### Information supplied:
####################

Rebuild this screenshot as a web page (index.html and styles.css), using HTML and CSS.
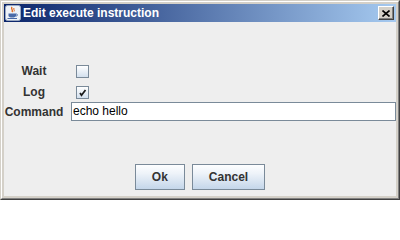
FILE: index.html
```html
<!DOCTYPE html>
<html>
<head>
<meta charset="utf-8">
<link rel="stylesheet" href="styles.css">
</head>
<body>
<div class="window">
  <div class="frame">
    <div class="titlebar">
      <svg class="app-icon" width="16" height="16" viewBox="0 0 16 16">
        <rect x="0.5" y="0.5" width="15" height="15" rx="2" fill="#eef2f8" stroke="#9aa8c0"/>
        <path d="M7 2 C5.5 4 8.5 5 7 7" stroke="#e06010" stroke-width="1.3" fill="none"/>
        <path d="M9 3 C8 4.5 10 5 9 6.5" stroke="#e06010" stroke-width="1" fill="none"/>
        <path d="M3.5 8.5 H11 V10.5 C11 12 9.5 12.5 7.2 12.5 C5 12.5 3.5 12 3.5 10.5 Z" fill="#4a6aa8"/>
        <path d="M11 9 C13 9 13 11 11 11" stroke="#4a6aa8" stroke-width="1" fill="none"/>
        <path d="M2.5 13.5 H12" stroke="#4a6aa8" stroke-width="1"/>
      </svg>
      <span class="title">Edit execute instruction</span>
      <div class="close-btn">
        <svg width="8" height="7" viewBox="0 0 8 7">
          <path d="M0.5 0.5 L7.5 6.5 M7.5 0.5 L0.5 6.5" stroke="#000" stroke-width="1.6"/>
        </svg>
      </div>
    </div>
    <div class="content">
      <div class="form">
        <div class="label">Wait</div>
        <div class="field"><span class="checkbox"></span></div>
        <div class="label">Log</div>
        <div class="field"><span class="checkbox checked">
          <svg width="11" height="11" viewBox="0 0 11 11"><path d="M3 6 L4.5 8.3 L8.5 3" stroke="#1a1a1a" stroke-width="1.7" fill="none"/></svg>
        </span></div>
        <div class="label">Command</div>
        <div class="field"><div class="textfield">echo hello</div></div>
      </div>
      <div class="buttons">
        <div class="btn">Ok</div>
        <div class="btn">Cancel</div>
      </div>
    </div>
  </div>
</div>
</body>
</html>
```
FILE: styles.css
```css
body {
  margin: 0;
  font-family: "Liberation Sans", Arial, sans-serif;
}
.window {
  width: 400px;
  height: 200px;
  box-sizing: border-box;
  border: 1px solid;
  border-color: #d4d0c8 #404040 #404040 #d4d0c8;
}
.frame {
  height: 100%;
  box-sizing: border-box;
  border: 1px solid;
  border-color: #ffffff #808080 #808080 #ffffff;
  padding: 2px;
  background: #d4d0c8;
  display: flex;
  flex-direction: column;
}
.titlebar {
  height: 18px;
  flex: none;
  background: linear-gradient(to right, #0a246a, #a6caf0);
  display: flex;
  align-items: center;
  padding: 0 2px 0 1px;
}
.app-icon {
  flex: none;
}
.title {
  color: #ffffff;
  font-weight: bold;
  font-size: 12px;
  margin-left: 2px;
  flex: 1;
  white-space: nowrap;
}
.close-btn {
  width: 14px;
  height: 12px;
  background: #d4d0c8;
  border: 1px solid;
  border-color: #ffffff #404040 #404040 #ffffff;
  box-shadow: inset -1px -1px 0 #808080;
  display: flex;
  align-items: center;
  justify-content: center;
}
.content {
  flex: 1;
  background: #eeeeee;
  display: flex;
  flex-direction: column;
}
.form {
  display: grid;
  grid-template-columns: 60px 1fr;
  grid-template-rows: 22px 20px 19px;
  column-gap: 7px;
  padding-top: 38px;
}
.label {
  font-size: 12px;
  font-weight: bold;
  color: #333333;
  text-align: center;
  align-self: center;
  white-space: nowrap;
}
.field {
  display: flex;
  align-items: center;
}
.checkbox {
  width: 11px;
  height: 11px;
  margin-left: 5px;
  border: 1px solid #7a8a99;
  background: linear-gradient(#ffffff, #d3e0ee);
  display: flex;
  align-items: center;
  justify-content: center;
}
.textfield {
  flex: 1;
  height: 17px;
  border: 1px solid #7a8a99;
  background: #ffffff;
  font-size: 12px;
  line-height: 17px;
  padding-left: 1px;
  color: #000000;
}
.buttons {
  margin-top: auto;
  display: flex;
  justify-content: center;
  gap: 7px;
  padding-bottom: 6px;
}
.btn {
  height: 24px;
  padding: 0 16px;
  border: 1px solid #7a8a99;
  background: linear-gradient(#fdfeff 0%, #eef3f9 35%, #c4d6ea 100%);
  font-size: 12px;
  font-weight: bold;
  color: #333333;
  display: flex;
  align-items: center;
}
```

####################

### Your goal:
From the data above, copy each line that has the string "index".

### Task response:
Rebuild this screenshot as a web page (index.html and styles.css), using HTML and CSS.
FILE: index.html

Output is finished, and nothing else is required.